Over 18 months ago, Facebook changed its name to Meta alongside Zuckerberg’s belief that the future of the mobile internet was ‘metaverse’. But18 months later the firm do not appear to have made any further significant progress, despite being quipped as ‘changing the world’.
At present, doing something as small as setting up a Memoji or logging onto Fortnite could be classed as “using metaverse”, but this seems to be a way of Meta concealing the fact the concept simply hasn’t progressed any further.
A piece of research commissioned by Meta this month suggested metaverse could bring “between £40bn and £75bn in additional GDP” to the UK alone by 2035. The research described how metaverse “could help transform classroom settings” and could also be applied to healthcare, industry, live entertainment and much more.
Despite the report, outsiders and even Meta’s own shareholders still need some convincing. The company lost $13.7 billion this year alone on its “reality labs” which cover research into virtual reality and reality tech.
Meta Quest 2 headset
Video games seem to be the only area where metaverse’s underlying technology is paying off. Games such as critically acclaimed Half-Life Alyx can be played with Meta’s Quest 2 VR headset when connected to a gaming PC. Meta’s Quest 2 headset remains the market leader, costs £400 to purchase and is capable of handling some of the most popular VR games on the market.
Apple VR/AR headset
With Meta spending far too much time developing metaverse, they’ve allowed rivals to creep up behind them, and on 5 June, Apple is set to unveil its own virtual reality headset at the firm’s WWDC 2023 event, with mass production to follow. Apple has big plans for augmented reality and the launch of a VR/AR headset could be the first real Apple product to enter this space. At launch, Apple’s headset will most likely compete with the Meta Quest 2, PSVR 2 as well as other VR headsets currently on the market.
Why does this matter?
Mark Zuckerberg has spent billions on metaverse, but still people are struggling to understand the concept. With the growing hype around artificial intelligence, we wonder if metaverse is finally taking a back seat in favour of other investments? Mark Zuckerberg insists this isn’t the case.
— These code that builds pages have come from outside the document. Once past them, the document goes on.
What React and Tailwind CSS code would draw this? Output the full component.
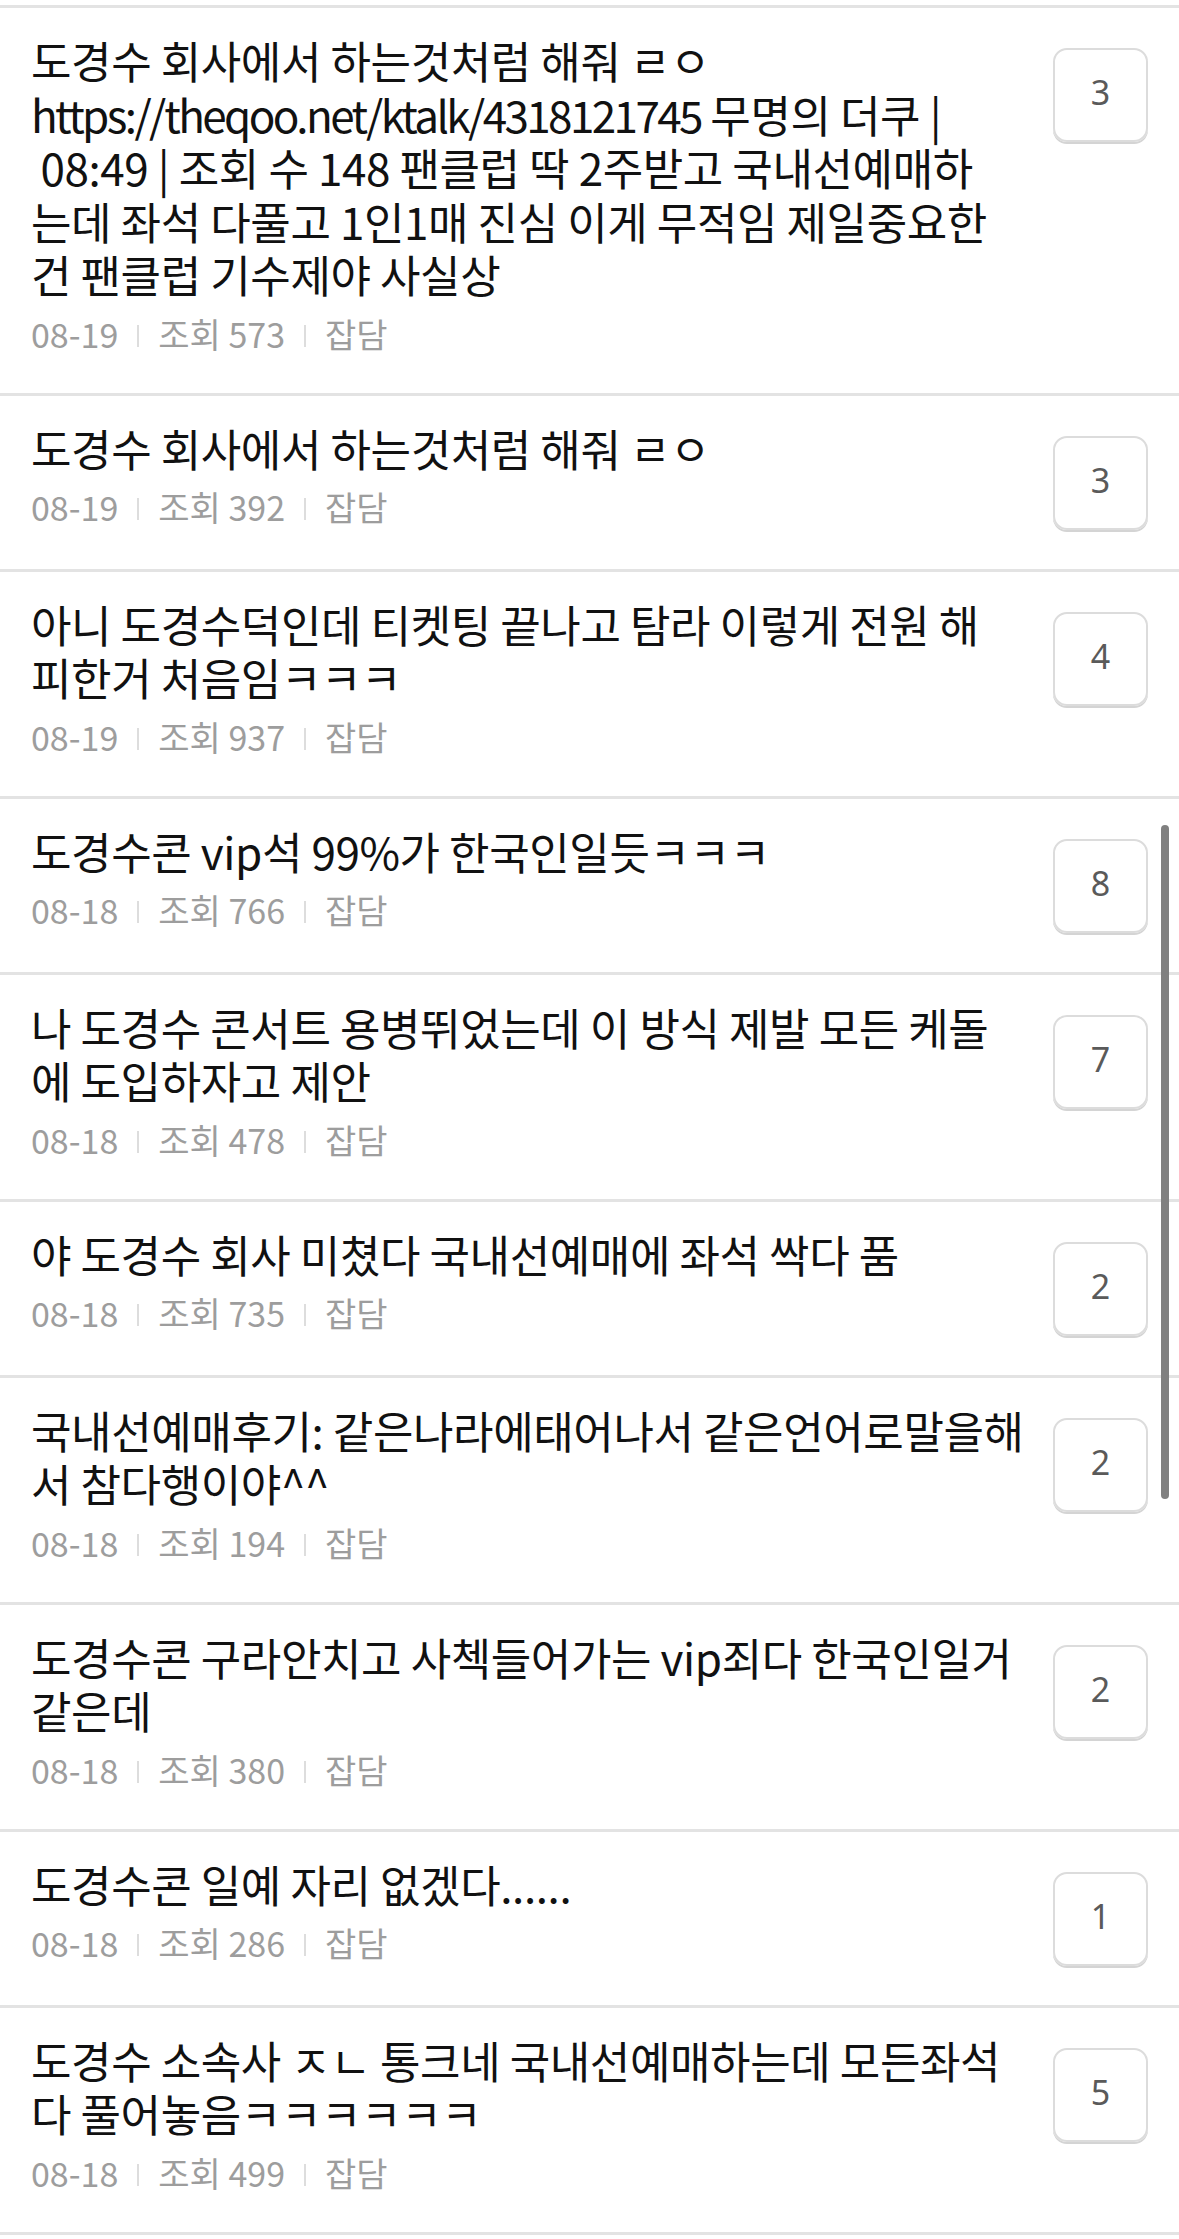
import React from 'react'

const posts = [
  {
    lines: [
      '도경수 회사에서 하는것처럼 해줘 ㄹㅇ',
      <>
        <span className="tracking-[-2.6px]">https://theqoo.net/ktalk/4318121745</span> 무명의 더쿠 |
      </>,
      '\u00a008:49 | 조회 수 148 팬클럽 딱 2주받고 국내선예매하',
      '는데 좌석 다풀고 1인1매 진심 이게 무적임 제일중요한',
      '건 팬클럽 기수제야 사실상',
    ],
    date: '08-19',
    views: 573,
    comments: 3,
  },
  { lines: ['도경수 회사에서 하는것처럼 해줘 ㄹㅇ'], date: '08-19', views: 392, comments: 3 },
  {
    lines: ['아니 도경수덕인데 티켓팅 끝나고 탐라 이렇게 전원 해', '피한거 처음임ㅋㅋㅋ'],
    date: '08-19',
    views: 937,
    comments: 4,
  },
  { lines: ['도경수콘 vip석 99%가 한국인일듯ㅋㅋㅋ'], date: '08-18', views: 766, comments: 8 },
  {
    lines: ['나 도경수 콘서트 용병뛰었는데 이 방식 제발 모든 케돌', '에 도입하자고 제안'],
    date: '08-18',
    views: 478,
    comments: 7,
  },
  { lines: ['야 도경수 회사 미쳤다 국내선예매에 좌석 싹다 품'], date: '08-18', views: 735, comments: 2 },
  {
    lines: ['국내선예매후기: 같은나라에태어나서 같은언어로말을해', '서 참다행이야^^'],
    date: '08-18',
    views: 194,
    comments: 2,
  },
  {
    lines: ['도경수콘 구라안치고 사첵들어가는 vip죄다 한국인일거', '같은데'],
    date: '08-18',
    views: 380,
    comments: 2,
  },
  { lines: ['도경수콘 일예 자리 없겠다......'], date: '08-18', views: 286, comments: 1 },
  {
    lines: ['도경수 소속사 ㅈㄴ 통크네 국내선예매하는데 모든좌석', '다 풀어놓음ㅋㅋㅋㅋㅋㅋ'],
    date: '08-18',
    views: 499,
    comments: 5,
  },
]

const Divider = () => (
  <span className="inline-block w-[2px] h-[22px] bg-[#dddddd] mx-[19px] translate-y-[2px]" />
)

const PostRow = ({ post }) => (
  <div className="flex items-start gap-[12px] pl-[31px] pr-[31px] pt-[26px] pb-[39px] border-b-[3px] border-[#e3e3e3]">
    <div className="flex-1 min-w-0">
      <div className="text-[44px] text-[#111111] tracking-[-0.4px] whitespace-nowrap">
        {post.lines.map((line, i) => (
          <span key={i} className="block h-[53.5px] leading-[53.5px]">
            {line}
          </span>
        ))}
      </div>
      {/* meta line */}
      <div className="mt-[12px] flex items-center h-[40px] text-[34px] leading-[40px] text-[#9d9d9d]">
        <span>{post.date}</span>
        <Divider />
        <span>조회 {post.views}</span>
        <Divider />
        <span>잡담</span>
      </div>
    </div>
    <div className="mt-[14px] w-[95px] h-[94px] shrink-0 rounded-[14px] border-2 border-[#dcdcdc] shadow-[0_2px_0_#d4d4d4] flex items-center justify-center pb-[5px] text-[34px] text-[#5a5a5a] font-['Noto_Sans',sans-serif]">
      {post.comments}
    </div>
  </div>
)

export default function App() {
  return (
    <div className="relative w-[1179px] h-[2239px] overflow-hidden bg-white pt-[5px] font-['Noto_Sans_CJK_KR','Noto_Sans',sans-serif]">
      <div className="border-t-[3px] border-[#e3e3e3]">
        {posts.map((post, i) => (
          <PostRow key={i} post={post} />
        ))}
      </div>

      {/* scrollbar overlay */}
      <div className="absolute right-[10px] top-[825px] w-[8px] h-[674px] rounded-full bg-[#808080]" />
    </div>
  )
}
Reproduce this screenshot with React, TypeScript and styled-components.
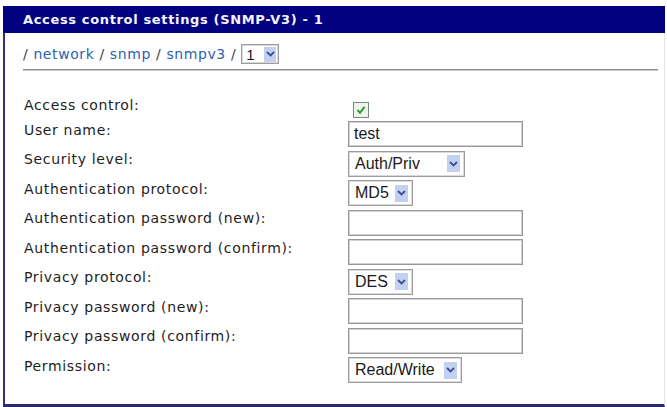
import React from "react";
import styled, { createGlobalStyle } from "styled-components";

const Global = createGlobalStyle`
  html, body { margin: 0; padding: 0; background: #ffffff; }
  body { font-family: "DejaVu Sans", Verdana, sans-serif; }
`;

const Frame = styled.section`
  margin: 6px 2px 0 3px;
  display: flex;
  flex-direction: column;
`;

const TitleBar = styled.div`
  height: 27px;
  background: #01017f;
  color: #f4f4ff;
  font-family: "DejaVu Sans", Verdana, sans-serif;
  font-weight: bold;
  font-size: 13px;
  letter-spacing: 0.65px;
  display: flex;
  align-items: center;
  padding-left: 20px;
`;

const Body = styled.div`
  border-left: 2px solid #30307a;
  border-right: 1px solid #e4e4ec;
  border-bottom: 3px solid #2c2a68;
  padding: 11px 6px 19px 18px;
  display: flex;
  flex-direction: column;
`;

const Crumbs = styled.nav`
  display: flex;
  align-items: center;
  height: 20px;
  font-family: "DejaVu Sans", Verdana, sans-serif;
  font-size: 14px;
  letter-spacing: 0.6px;
  color: #3a3a3a;
  white-space: pre;
`;

const Crumb = styled.a`
  color: #2f5fae;
  text-decoration: none;
`;

const Rule = styled.hr`
  margin: 5px 0 0 0;
  border: none;
  border-top: 1px solid #8c8c8c;
  border-bottom: 1px solid #c8c8c8;
  height: 0;
`;

const Form = styled.div`
  margin-top: 26px;
  display: flex;
  flex-direction: column;
`;

const Row = styled.div<{ $h: number }>`
  display: grid;
  grid-template-columns: 325px auto;
  align-items: center;
  height: ${(p) => p.$h}px;
`;

const Label = styled.span`
  padding: 0 0 9px 1px;
  font-family: "DejaVu Sans", Verdana, sans-serif;
  font-size: 14px;
  letter-spacing: 0.65px;
  color: #1e1e1e;
  white-space: nowrap;
`;

const Control = styled.div`
  display: flex;
  align-items: center;
`;

const TextInput = styled.div`
  box-sizing: border-box;
  width: 175px;
  height: 26px;
  border: 1px solid #989898;
  box-shadow: inset 0 0 0 1px #d2d2d2;
  background: #fff;
  padding-left: 5px;
  display: flex;
  align-items: center;
  font-family: "Liberation Sans", Arial, sans-serif;
  font-size: 16px;
  color: #1a1a1a;
`;

const SelectBox = styled.div<{ $w: number; $small?: boolean }>`
  box-sizing: border-box;
  width: ${(p) => p.$w}px;
  height: ${(p) => (p.$small ? 20 : 26)}px;
  border: 1px solid #9c9c9c;
  box-shadow: inset 0 0 0 1px #dadada;
  background: #fff;
  display: flex;
  align-items: center;
  padding-left: ${(p) => (p.$small ? 4 : 6)}px;
  font-family: "Liberation Sans", Arial, sans-serif;
  font-size: ${(p) => (p.$small ? 15 : 16)}px;
  color: #1a1a1a;
`;

const SelectText = styled.span`
  flex: 1;
  white-space: nowrap;
`;

const ArrowBox = styled.span<{ $small?: boolean }>`
  width: ${(p) => (p.$small ? 12 : 13)}px;
  height: ${(p) => (p.$small ? 15 : 17)}px;
  margin-right: ${(p) => (p.$small ? 2 : 4)}px;
  background: #c3d1f1;
  display: flex;
  align-items: center;
  justify-content: center;
`;

const CheckBox = styled.span`
  box-sizing: border-box;
  margin-left: 5px;
  width: 16px;
  height: 16px;
  border: 1px solid #7a8a7a;
  background: #eef4ec;
  display: flex;
  align-items: center;
  justify-content: center;
`;

const Chevron = () => (
  <svg width="9" height="6" viewBox="0 0 9 6">
    <polyline points="1,1 4.5,4.5 8,1" fill="none" stroke="#3c4f99" strokeWidth="1.8" />
  </svg>
);

const Select = ({ value, w, small }: { value: string; w: number; small?: boolean }) => (
  <SelectBox $w={w} $small={small}>
    <SelectText>{value}</SelectText>
    <ArrowBox $small={small}>
      <Chevron />
    </ArrowBox>
  </SelectBox>
);

const Check = () => (
  <CheckBox>
    <svg width="10" height="10" viewBox="0 0 10 10">
      <polyline points="1.5,5 4,7.8 8.6,1.8" fill="none" stroke="#2e9a2e" strokeWidth="2" />
    </svg>
  </CheckBox>
);

type Field =
  | { label: string; kind: "check" }
  | { label: string; kind: "text"; value?: string }
  | { label: string; kind: "select"; value: string; w: number };

const fields: Field[] = [
  { label: "Access control:", kind: "check" },
  { label: "User name:", kind: "text", value: "test" },
  { label: "Security level:", kind: "select", value: "Auth/Priv", w: 117 },
  { label: "Authentication protocol:", kind: "select", value: "MD5", w: 65 },
  { label: "Authentication password (new):", kind: "text" },
  { label: "Authentication password (confirm):", kind: "text" },
  { label: "Privacy protocol:", kind: "select", value: "DES", w: 65 },
  { label: "Privacy password (new):", kind: "text" },
  { label: "Privacy password (confirm):", kind: "text" },
  { label: "Permission:", kind: "select", value: "Read/Write", w: 114 },
];

export default function App() {
  return (
    <>
      <Global />
      <Frame>
        <TitleBar>Access control settings (SNMP-V3) - 1</TitleBar>
        <Body>
          <Crumbs>
            {"/ "}
            <Crumb>network</Crumb>
            {" / "}
            <Crumb>snmp</Crumb>
            {" / "}
            <Crumb>snmpv3</Crumb>
            {" / "}
            <Select value="1" w={38} small />
          </Crumbs>
          <Rule />
          <Form>
            {fields.map((f, i) => (
              <Row key={f.label} $h={i === 0 ? 22.5 : 29.5}>
                <Label>{f.label}</Label>
                <Control>
                  {f.kind === "check" && <Check />}
                  {f.kind === "text" && <TextInput>{f.value ?? ""}</TextInput>}
                  {f.kind === "select" && <Select value={f.value} w={f.w} />}
                </Control>
              </Row>
            ))}
          </Form>
        </Body>
      </Frame>
    </>
  );
}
He said: “We’ve been focusing on AI and the metaverse for years now, and we will continue to focus on both … Building the metaverse is a long-term project, but the rationale for it remains the same and we remain committed to it.”
From recent reports, it is clear Apple intend to take a radically different approach to Meta. For starters, the price tag of its headset will cost thousands of dollars, with the long-term goal to create a headset that people do not feel the need to take off when speaking to other people in the same room.
Has Apple found a solution to metaverse? As with so much in the metaverse space, the vision makes sense if we are thinking about life in 10 years’ time, but getting to that point is going to cost both Apple and Meta an awful lot of time and money.